Mir wurde schwindlig. Bei etwa 2000 kcal, die der Körper pro Tag verbraucht, war mein Lebensstil um gut 68% zu „üppig“. Das erklärte die überschüssige Energie, die eingelagert und auf der Waage sichtbar wurde. Als sich die Nebel des Erschreckens langsam von meinen Augen gehoben hatten, studierte ich die kleine Grafik, die mein Tabellenprogramm aus den trockenen Zahlen angefertigt hatte.

Diagramm anteiliger Kalorien bei der Nahrungsaufnahme

Klar wusste ich, dass Claudia weiß, wovon sie spricht. Aber nun bekam Ihre Frage nach dem Knabbern beim Fernsehen plötzlich noch mehr Sinn. 30% machten Chips in der Endabrechnung aus und zusammen mit der verschwundenen Tafel Schokolade 35%. Mit den morgendlichen Nutella Brötchen und den Schinkenbaguettes mit Sprite zur Pause waren 63% des Überkonsums einwandfrei identifiziert.

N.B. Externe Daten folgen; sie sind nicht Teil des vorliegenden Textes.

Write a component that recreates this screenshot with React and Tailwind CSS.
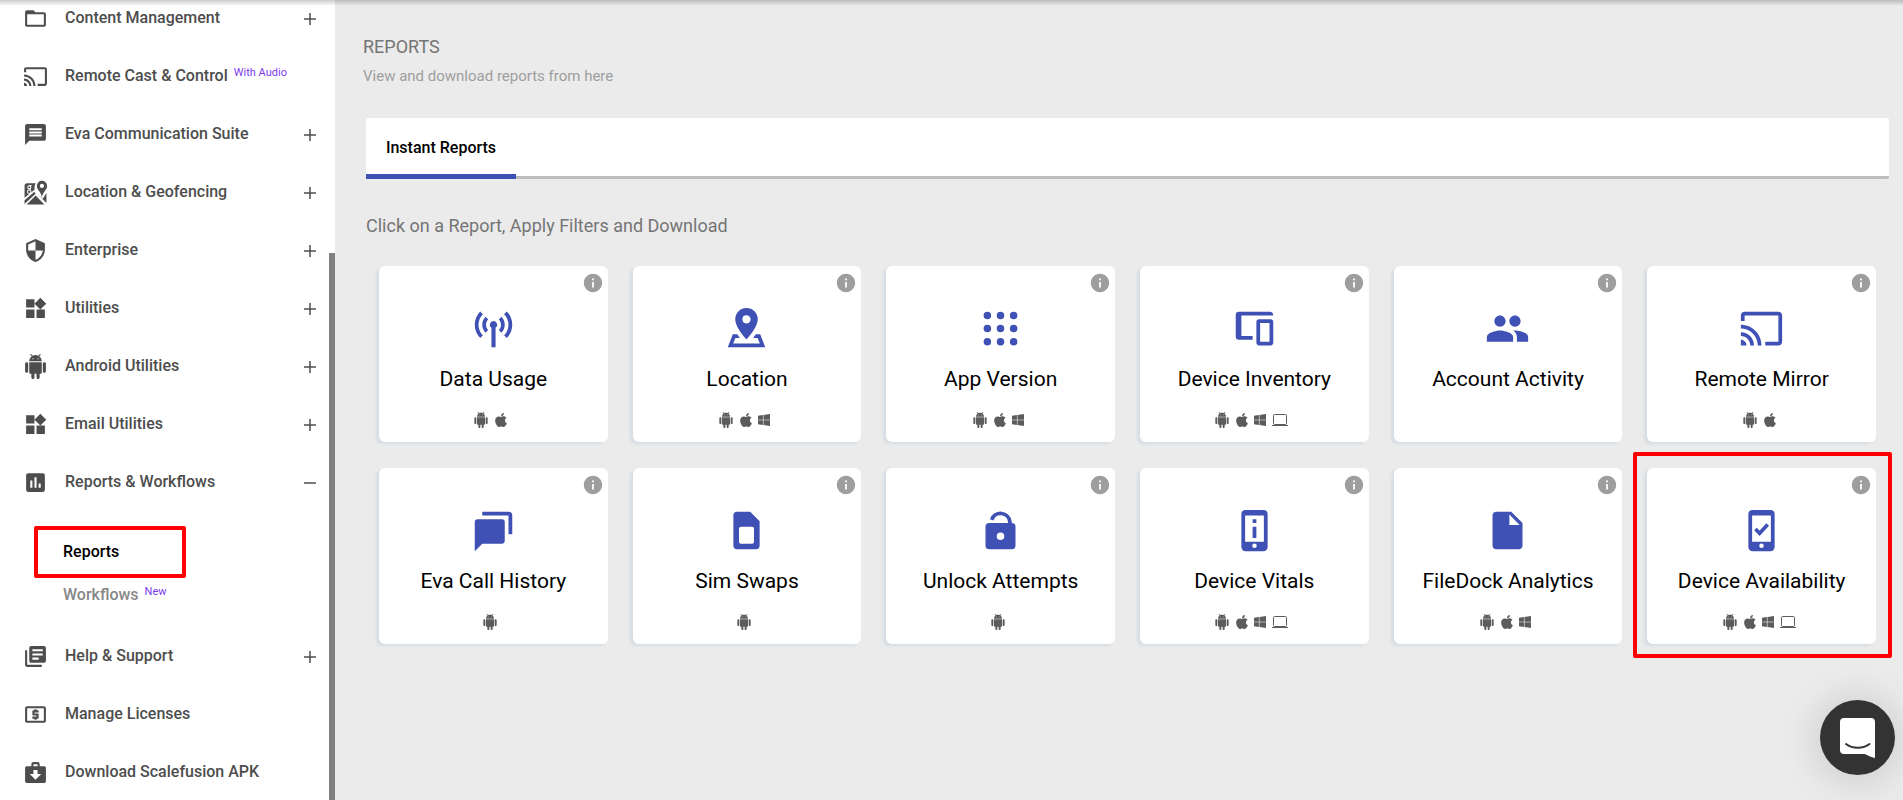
import React, { useState } from "react";
import {
  MdCast,
  MdFolderOpen,
  MdInfo,
  MdInsertDriveFile,
  MdLibraryBooks,
  MdLocalAtm,
  MdMessage,
  MdAssessment,
  MdPeople,
  MdSecurity,
  MdWidgets,
} from "react-icons/md";
import { FaApple, FaWindows } from "react-icons/fa";

const Svg = ({ children, className = "" }) => (
  <svg viewBox="0 0 24 24" fill="currentColor" className={className} aria-hidden="true">
    {children}
  </svg>
);

const AndroidIcon = ({ className }) => (
  <Svg className={className}>
    <path d="M6 18c0 .55.45 1 1 1h1v3.5c0 .83.67 1.5 1.5 1.5s1.5-.67 1.5-1.5V19h2v3.5c0 .83.67 1.5 1.5 1.5s1.5-.67 1.5-1.5V19h1c.55 0 1-.45 1-1V8H6v10zM3.5 8C2.67 8 2 8.67 2 9.5v7c0 .83.67 1.5 1.5 1.5S5 17.33 5 16.5v-7C5 8.67 4.33 8 3.5 8zm17 0c-.83 0-1.5.67-1.5 1.5v7c0 .83.67 1.5 1.5 1.5s1.5-.67 1.5-1.5v-7c0-.83-.67-1.5-1.5-1.5zm-4.97-5.84l1.3-1.3c.2-.2.2-.51 0-.71-.2-.2-.51-.2-.71 0l-1.48 1.48C13.85 1.23 12.95 1 12 1c-.96 0-1.86.23-2.66.63L7.85.15c-.2-.2-.51-.2-.71 0-.2.2-.2.51 0 .71l1.31 1.31C6.97 3.26 6 5.01 6 7h12c0-1.99-.97-3.75-2.47-4.84zM10 5H9V4h1v1zm5 0h-1V4h1v1z" />
  </Svg>
);

const MapsIcon = ({ className }) => (
  <Svg className={className}>
    <path d="M4 3a2.5 2.5 0 0 0-2.5 2.5V17L11.300 9.200C10.900 8 10.800 5 12.300 3z" />
    <path d="M3.500 23.500 12.200 14.800 20.500 23.500z" />
    <path d="M1.500 19.500 10.900 11.300 12 13.200 1.500 23z" />
    <path d="M14 13.500 22.500 22V12.500L19 18z" />
    <path
      fillRule="evenodd"
      d="M18.200.8a4.900 4.900 0 0 0-4.900 4.900c0 3.800 4 5.600 4.900 10.800.9-5.200 4.900-7 4.900-10.800A4.900 4.900 0 0 0 18.200.8zm0 2.900a2 2 0 1 1 0 4 2 2 0 0 1 0-4z"
    />
    <g fill="none" stroke="white" strokeWidth="1">
      <circle cx="6" cy="7" r="1.500" />
      <circle cx="6" cy="11.300" r="1.700" />
      <path d="M6 5.400h2.200M7.300 8l-1 1.600" />
    </g>
  </Svg>
);

const ApkIcon = ({ className }) => (
  <Svg className={className}>
    <path
      fillRule="evenodd"
      d="M10 2a2 2 0 0 0-2 2v2H3.500A1.500 1.500 0 0 0 2 7.500v13A1.500 1.500 0 0 0 3.500 22h17a1.500 1.500 0 0 0 1.500-1.500v-13A1.500 1.500 0 0 0 20.500 6H16V4a2 2 0 0 0-2-2zm0 2h4v2h-4zm0 5.500h4v4h3.500L12 19l-5.500-5.500H10z"
    />
  </Svg>
);

const TowerIcon = ({ className }) => (
  <Svg className={className}>
    <path d="M4.930 2.930C3.120 4.740 2 7.240 2 10s1.120 5.260 2.930 7.070l1.410-1.410C4.890 14.220 4 12.220 4 10s.89-4.220 2.340-5.660zM19.070 2.930l-1.410 1.410C19.110 5.790 20 7.790 20 10s-.89 4.220-2.340 5.660l1.410 1.410C20.880 15.260 22 12.760 22 10s-1.120-5.260-2.930-7.070zM7.760 5.760C6.670 6.850 6 8.350 6 10s.67 3.150 1.760 4.240l1.410-1.410C8.450 12.110 8 11.110 8 10s.45-2.110 1.170-2.830zM16.240 5.760l-1.410 1.410C15.550 7.890 16 8.890 16 10s-.45 2.110-1.170 2.830l1.410 1.410C17.330 13.150 18 11.650 18 10s-.67-3.150-1.760-4.240zM12 8a2 2 0 0 0-1.100 3.650V22h2.200V11.650A2 2 0 0 0 12 8z" />
  </Svg>
);

const LocationIcon = ({ className }) => (
  <Svg className={className}>
    <path
      fillRule="evenodd"
      d="M12 1a6 6 0 0 0-6 6c0 4.500 6 10.800 6 10.800S18 11.500 18 7a6 6 0 0 0-6-6zm0 3.900a2.200 2.200 0 1 1 0 4.400 2.200 2.200 0 0 1 0-4.400z"
    />
    <path d="M4.700 15h2.400c.4.700.9 1.400 1.400 2H6.100l-1.200 3h14.200l-1.200-3h-2.400c.5-.6 1-1.300 1.400-2h2.400L22 22H2z" />
  </Svg>
);

const AppsIcon = ({ className }) => (
  <Svg className={className}>
    {[5, 12, 19].map((y) =>
      [5, 12, 19].map((x) => <circle key={`${x}-${y}`} cx={x} cy={y} r="2" />)
    )}
  </Svg>
);

const DevicesIcon = ({ className }) => (
  <Svg className={className}>
    <path d="M22 5c0-1.100-.7-2-1.700-2H3.700A1.700 1.700 0 0 0 2 4.700v11.600A1.700 1.700 0 0 0 3.700 18H11v-2H5V5z" />
    <path
      fillRule="evenodd"
      d="M14.500 7A1.500 1.500 0 0 0 13 8.500v11a1.500 1.500 0 0 0 1.500 1.500h6a1.500 1.500 0 0 0 1.500-1.500v-11A1.500 1.500 0 0 0 20.500 7zm.5 2h5v10h-5z"
    />
  </Svg>
);

const ChatIcon = ({ className }) => (
  <Svg className={className}>
    <path d="M6 2h14a2 2 0 0 1 2 2v10h-2V4H6z" />
    <path d="M3.500 6h13A1.500 1.500 0 0 1 18 7.500v10a1.500 1.500 0 0 1-1.500 1.500H6l-4 4V7.500A1.500 1.500 0 0 1 3.500 6z" />
  </Svg>
);

const SimIcon = ({ className }) => (
  <Svg className={className}>
    <path
      fillRule="evenodd"
      d="M7 2a2 2 0 0 0-2 2v16a2 2 0 0 0 2 2h10a2 2 0 0 0 2-2V7l-5-5zm2 8h6a1 1 0 0 1 1 1v7a1 1 0 0 1-1 1H9a1 1 0 0 1-1-1v-7a1 1 0 0 1 1-1z"
    />
  </Svg>
);

const UnlockIcon = ({ className }) => (
  <Svg className={className}>
    <path d="M7.300 6.300A5 5 0 0 1 17 7.300V9" fill="none" stroke="currentColor" strokeWidth="2" />
    <path
      fillRule="evenodd"
      d="M6 8a2 2 0 0 0-2 2v10a2 2 0 0 0 2 2h12a2 2 0 0 0 2-2V10a2 2 0 0 0-2-2zm6 5a2 2 0 1 1 0 4 2 2 0 0 1 0-4z"
    />
  </Svg>
);

const PhoneIcon = ({ className, children }) => (
  <Svg className={className}>
    <path
      fillRule="evenodd"
      d="M7.200 1A2.200 2.200 0 0 0 5 3.200v17.600A2.200 2.200 0 0 0 7.200 23h9.600a2.200 2.200 0 0 0 2.200-2.200V3.200A2.200 2.200 0 0 0 16.800 1zM7 4h10v14H7zm5 14.900a1.200 1.200 0 1 1 0 2.400 1.200 1.200 0 0 1 0-2.400z"
    />
    {children}
  </Svg>
);

const VitalsIcon = ({ className }) => (
  <PhoneIcon className={className}>
    <path d="M11 6h2v2h-2zM11 10h2v6h-2z" />
  </PhoneIcon>
);

const AvailabilityIcon = ({ className }) => (
  <PhoneIcon className={className}>
    <path d="M8.800 11.200 11 13.500 15.300 8.800" fill="none" stroke="currentColor" strokeWidth="1.900" />
  </PhoneIcon>
);

const LaptopIcon = () => (
  <svg viewBox="0 0 16 14" className="h-3.5 w-4" fill="none" stroke="currentColor" aria-hidden="true">
    <rect x="1.500" y="1.500" width="13" height="10" rx="1" />
    <path d="M0 12.500h16" />
  </svg>
);

const platformIcons = {
  android: <AndroidIcon className="size-4" />,
  apple: <FaApple className="h-4 w-3" />,
  windows: <FaWindows className="h-3.5 w-3" />,
  laptop: <LaptopIcon />,
};

const menu = [
  { label: "Content Management", icon: MdFolderOpen, toggle: true },
  { label: "Remote Cast & Control", icon: MdCast, badge: "With Audio" },
  { label: "Eva Communication Suite", icon: MdMessage, toggle: true },
  { label: "Location & Geofencing", icon: MapsIcon, toggle: true },
  { label: "Enterprise", icon: MdSecurity, toggle: true },
  { label: "Utilities", icon: MdWidgets, toggle: true },
  { label: "Android Utilities", icon: AndroidIcon, toggle: true },
  { label: "Email Utilities", icon: MdWidgets, toggle: true },
  { label: "Reports & Workflows", icon: MdAssessment, toggle: true, submenu: true },
  { label: "Help & Support", icon: MdLibraryBooks, toggle: true },
  { label: "Manage Licenses", icon: MdLocalAtm },
  { label: "Download Scalefusion APK", icon: ApkIcon },
];

const reports = [
  { name: "Data Usage", icon: TowerIcon, platforms: ["android", "apple"] },
  { name: "Location", icon: LocationIcon, platforms: ["android", "apple", "windows"] },
  { name: "App Version", icon: AppsIcon, platforms: ["android", "apple", "windows"] },
  { name: "Device Inventory", icon: DevicesIcon, platforms: ["android", "apple", "windows", "laptop"] },
  { name: "Account Activity", icon: MdPeople, platforms: [] },
  { name: "Remote Mirror", icon: MdCast, platforms: ["android", "apple"] },
  { name: "Eva Call History", icon: ChatIcon, platforms: ["android"] },
  { name: "Sim Swaps", icon: SimIcon, platforms: ["android"] },
  { name: "Unlock Attempts", icon: UnlockIcon, platforms: ["android"] },
  { name: "Device Vitals", icon: VitalsIcon, platforms: ["android", "apple", "windows", "laptop"] },
  { name: "FileDock Analytics", icon: MdInsertDriveFile, platforms: ["android", "apple", "windows"] },
  {
    name: "Device Availability",
    icon: AvailabilityIcon,
    platforms: ["android", "apple", "windows", "laptop"],
    highlighted: true,
  },
];

const MenuItem = ({ item, open, onToggle }) => {
  const Icon = item.icon;
  const content = (
    <>
      <Icon className="size-[25px] shrink-0" />
      <span className="ml-[17px] whitespace-nowrap">{item.label}</span>
      {item.badge && (
        <span className="mb-1.5 ml-1.5 whitespace-nowrap text-[11px] font-normal text-[#7c3aed]">
          {item.badge}
        </span>
      )}
      {item.toggle && (
        <svg
          viewBox="0 0 12 12"
          className="ml-auto mt-0.5 size-3"
          stroke="currentColor"
          strokeWidth="1.500"
          aria-hidden="true"
        >
          <path d={open ? "M0 6h12" : "M0 6h12M6 0v12"} />
        </svg>
      )}
    </>
  );
  const rowClass =
    "flex h-[58px] w-full items-center pl-[23px] pr-[13px] text-left text-base font-medium text-[#4d4d4d]";

  return item.toggle ? (
    <button type="button" aria-expanded={open} onClick={onToggle} className={rowClass}>
      {content}
    </button>
  ) : (
    <a href="#" className={rowClass}>
      {content}
    </a>
  );
};

const Sidebar = () => {
  const [opened, setOpened] = useState("Reports & Workflows");

  return (
    <aside className="flex shrink-0 overflow-hidden bg-white">
      <nav className="-mt-[11px] w-[329px]">
        <ul>
          {menu.map((item) => {
            const open = opened === item.label;
            return (
              <li key={item.label}>
                <MenuItem
                  item={item}
                  open={open}
                  onToggle={() => setOpened(open ? null : item.label)}
                />
                {item.submenu && open && (
                  <div className="flex flex-col items-start pb-[15px] pl-[34px] pt-[15px] text-base font-medium">
                    <a
                      href="#"
                      className="flex h-[52px] w-[152px] items-center rounded-xs border-4 border-[#ff0000] pl-[25px] text-black"
                    >
                      Reports
                    </a>
                    <a href="#" className="flex h-[34px] items-center pl-[29px] text-[#888888]">
                      Workflows
                      <span className="mb-1.5 ml-1.5 text-[11px] font-normal text-[#7c3aed]">New</span>
                    </a>
                  </div>
                )}
              </li>
            );
          })}
        </ul>
      </nav>
      <div className="mt-[253px] w-1.5 bg-[#808080]" />
    </aside>
  );
};

const ReportCard = ({ report }) => {
  const Icon = report.icon;
  return (
    <article className="relative flex h-[176px] flex-col items-center rounded-md bg-white pt-10 shadow-[-3px_2px_3px_#d6dde3]">
      <Icon className="size-[45px] text-[#3f51b5]" />
      <h2 className="mt-3.5 whitespace-nowrap text-[21px] leading-7 text-black">
        <a href="#">{report.name}</a>
      </h2>
      <div className="mt-[19px] flex h-4 items-center text-[#5c5c5c]">
        {report.platforms.map((platform) => (
          <span key={platform} className="mr-1.5">
            {platformIcons[platform]}
          </span>
        ))}
      </div>
      <button
        type="button"
        aria-label={`About ${report.name}`}
        className="absolute right-1 top-1.5 text-[#9e9e9e]"
      >
        <MdInfo className="size-[22px]" />
      </button>
      {report.highlighted && (
        <div className="pointer-events-none absolute -bottom-3.5 -left-3.5 -right-4 -top-4 rounded-xs border-4 border-[#ff0000]" />
      )}
    </article>
  );
};

const App = () => {
  return (
    <div className="relative flex h-screen overflow-hidden bg-[#ebebeb] font-[Roboto,sans-serif]">
      <Sidebar />

      <main className="min-w-0 flex-1 pr-3.5 pt-[35px]">
        <header className="pl-7">
          <h1 className="text-lg leading-6 text-[#757575]">REPORTS</h1>
          <p className="mt-[5px] text-[15px] leading-6 text-[#9e9e9e]">
            View and download reports from here
          </p>
        </header>

        <div className="ml-[31px] mt-[30px]">
          <div role="tablist" className="flex h-[61px] rounded-xs border-b-3 border-[#bdbdbd] bg-white">
            <button
              type="button"
              role="tab"
              aria-selected="true"
              className="-mb-[3px] w-[150px] border-b-[5px] border-[#3f51b5] pt-1 text-base font-medium text-black"
            >
              Instant Reports
            </button>
          </div>

          <p className="mt-[35px] text-lg leading-6 text-[#757575]">
            Click on a Report, Apply Filters and Download
          </p>

          <section className="mt-7 grid grid-cols-6 gap-x-[25px] gap-y-[26px] px-[13px]">
            {reports.map((report) => (
              <ReportCard key={report.name} report={report} />
            ))}
          </section>
        </div>
      </main>

      {/* shadow of the top bar */}
      <div className="pointer-events-none absolute inset-x-0 top-0 h-1.5 bg-linear-to-b from-black/20 to-transparent" />

      <button
        type="button"
        aria-label="Open chat"
        className="fixed bottom-[25px] right-2 flex size-[75px] items-center justify-center rounded-full bg-[#333333] shadow-[0_2px_40px_rgba(0,0,0,0.18)]"
      >
        <svg viewBox="0 0 35 40" className="h-10 w-[35px]" aria-hidden="true">
          <path
            d="M4 0h27a4 4 0 0 1 4 4v36c-4-1-7-2.500-10.500-4H4a4 4 0 0 1-4-4V4a4 4 0 0 1 4-4z"
            fill="white"
          />
          <path
            d="M6 26c6.500 5 17 5 23.500 0"
            fill="none"
            stroke="#333333"
            strokeWidth="2"
            strokeLinecap="round"
          />
        </svg>
      </button>
    </div>
  );
};

export default App;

Also zog ich mir die Schuhe wieder an und marschierte zum Supermarkt, um mir für den Anfang ein Glas zarter Gewürzgurken zu kaufen. Dazu gesellten sich einige Äpfel und Birnen. Bananen und eine Packung Müsli kamen ebenfalls in den Korb, um mein Frühstück zu verschlanken. Den etwas verdutzten Blick von Manuela an der Kassa, die den chipsfreien Einkaufskorb nicht gewohnt war, ließ ich mit einem sanften Lächeln unbeantwortet.